- Data block:

════════

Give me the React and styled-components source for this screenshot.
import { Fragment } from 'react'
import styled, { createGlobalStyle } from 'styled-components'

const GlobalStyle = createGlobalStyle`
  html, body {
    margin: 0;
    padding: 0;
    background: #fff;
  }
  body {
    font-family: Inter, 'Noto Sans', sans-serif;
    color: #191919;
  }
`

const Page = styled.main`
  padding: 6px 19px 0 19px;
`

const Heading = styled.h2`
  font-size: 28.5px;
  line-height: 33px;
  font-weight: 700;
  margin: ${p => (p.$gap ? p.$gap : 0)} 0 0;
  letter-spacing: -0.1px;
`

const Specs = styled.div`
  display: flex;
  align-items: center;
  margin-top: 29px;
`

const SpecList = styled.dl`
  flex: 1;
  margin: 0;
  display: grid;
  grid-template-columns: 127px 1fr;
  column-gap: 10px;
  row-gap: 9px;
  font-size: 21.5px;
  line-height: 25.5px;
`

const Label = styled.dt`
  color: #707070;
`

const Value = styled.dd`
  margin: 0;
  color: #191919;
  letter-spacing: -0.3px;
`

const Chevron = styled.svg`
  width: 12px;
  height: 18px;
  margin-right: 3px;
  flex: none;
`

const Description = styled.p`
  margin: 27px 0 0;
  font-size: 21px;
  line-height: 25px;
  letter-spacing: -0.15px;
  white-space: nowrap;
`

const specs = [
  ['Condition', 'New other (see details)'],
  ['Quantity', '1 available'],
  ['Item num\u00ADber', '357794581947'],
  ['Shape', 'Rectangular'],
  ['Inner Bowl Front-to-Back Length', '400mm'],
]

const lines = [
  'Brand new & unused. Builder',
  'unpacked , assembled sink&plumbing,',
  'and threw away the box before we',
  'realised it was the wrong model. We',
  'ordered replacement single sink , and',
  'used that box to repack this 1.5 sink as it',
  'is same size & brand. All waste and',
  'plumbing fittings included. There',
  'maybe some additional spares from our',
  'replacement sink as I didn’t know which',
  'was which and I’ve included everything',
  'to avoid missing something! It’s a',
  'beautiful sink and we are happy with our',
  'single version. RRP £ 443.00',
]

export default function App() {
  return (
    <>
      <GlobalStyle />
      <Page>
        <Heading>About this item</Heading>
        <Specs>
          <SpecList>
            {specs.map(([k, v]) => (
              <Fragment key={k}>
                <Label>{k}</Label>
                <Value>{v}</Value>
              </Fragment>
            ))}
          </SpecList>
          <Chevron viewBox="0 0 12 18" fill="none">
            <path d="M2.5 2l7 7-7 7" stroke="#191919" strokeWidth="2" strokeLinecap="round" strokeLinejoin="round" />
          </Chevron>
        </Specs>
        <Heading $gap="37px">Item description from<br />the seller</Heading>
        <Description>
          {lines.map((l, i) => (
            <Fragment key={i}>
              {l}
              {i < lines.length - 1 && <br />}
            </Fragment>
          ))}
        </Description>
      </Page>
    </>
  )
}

════════

- Given problem: Set down all of the data above, word for word.

- Output for this exercise:
Give me the React and styled-components source for this screenshot.
import { Fragment } from 'react'
import styled, { createGlobalStyle } from 'styled-components'

const GlobalStyle = createGlobalStyle`
  html, body {
    margin: 0;
    padding: 0;
    background: #fff;
  }
  body {
    font-family: Inter, 'Noto Sans', sans-serif;
    color: #191919;
  }
`

const Page = styled.main`
  padding: 6px 19px 0 19px;
`

const Heading = styled.h2`
  font-size: 28.5px;
  line-height: 33px;
  font-weight: 700;
  margin: ${p => (p.$gap ? p.$gap : 0)} 0 0;
  letter-spacing: -0.1px;
`

const Specs = styled.div`
  display: flex;
  align-items: center;
  margin-top: 29px;
`

const SpecList = styled.dl`
  flex: 1;
  margin: 0;
  display: grid;
  grid-template-columns: 127px 1fr;
  column-gap: 10px;
  row-gap: 9px;
  font-size: 21.5px;
  line-height: 25.5px;
`

const Label = styled.dt`
  color: #707070;
`

const Value = styled.dd`
  margin: 0;
  color: #191919;
  letter-spacing: -0.3px;
`

const Chevron = styled.svg`
  width: 12px;
  height: 18px;
  margin-right: 3px;
  flex: none;
`

const Description = styled.p`
  margin: 27px 0 0;
  font-size: 21px;
  line-height: 25px;
  letter-spacing: -0.15px;
  white-space: nowrap;
`

const specs = [
  ['Condition', 'New other (see details)'],
  ['Quantity', '1 available'],
  ['Item num\u00ADber', '357794581947'],
  ['Shape', 'Rectangular'],
  ['Inner Bowl Front-to-Back Length', '400mm'],
]

const lines = [
  'Brand new & unused. Builder',
  'unpacked , assembled sink&plumbing,',
  'and threw away the box before we',
  'realised it was the wrong model. We',
  'ordered replacement single sink , and',
  'used that box to repack this 1.5 sink as it',
  'is same size & brand. All waste and',
  'plumbing fittings included. There',
  'maybe some additional spares from our',
  'replacement sink as I didn’t know which',
  'was which and I’ve included everything',
  'to avoid missing something! It’s a',
  'beautiful sink and we are happy with our',
  'single version. RRP £ 443.00',
]

export default function App() {
  return (
    <>
      <GlobalStyle />
      <Page>
        <Heading>About this item</Heading>
        <Specs>
          <SpecList>
            {specs.map(([k, v]) => (
              <Fragment key={k}>
                <Label>{k}</Label>
                <Value>{v}</Value>
              </Fragment>
            ))}
          </SpecList>
          <Chevron viewBox="0 0 12 18" fill="none">
            <path d="M2.5 2l7 7-7 7" stroke="#191919" strokeWidth="2" strokeLinecap="round" strokeLinejoin="round" />
          </Chevron>
        </Specs>
        <Heading $gap="37px">Item description from<br />the seller</Heading>
        <Description>
          {lines.map((l, i) => (
            <Fragment key={i}>
              {l}
              {i < lines.length - 1 && <br />}
            </Fragment>
          ))}
        </Description>
      </Page>
    </>
  )
}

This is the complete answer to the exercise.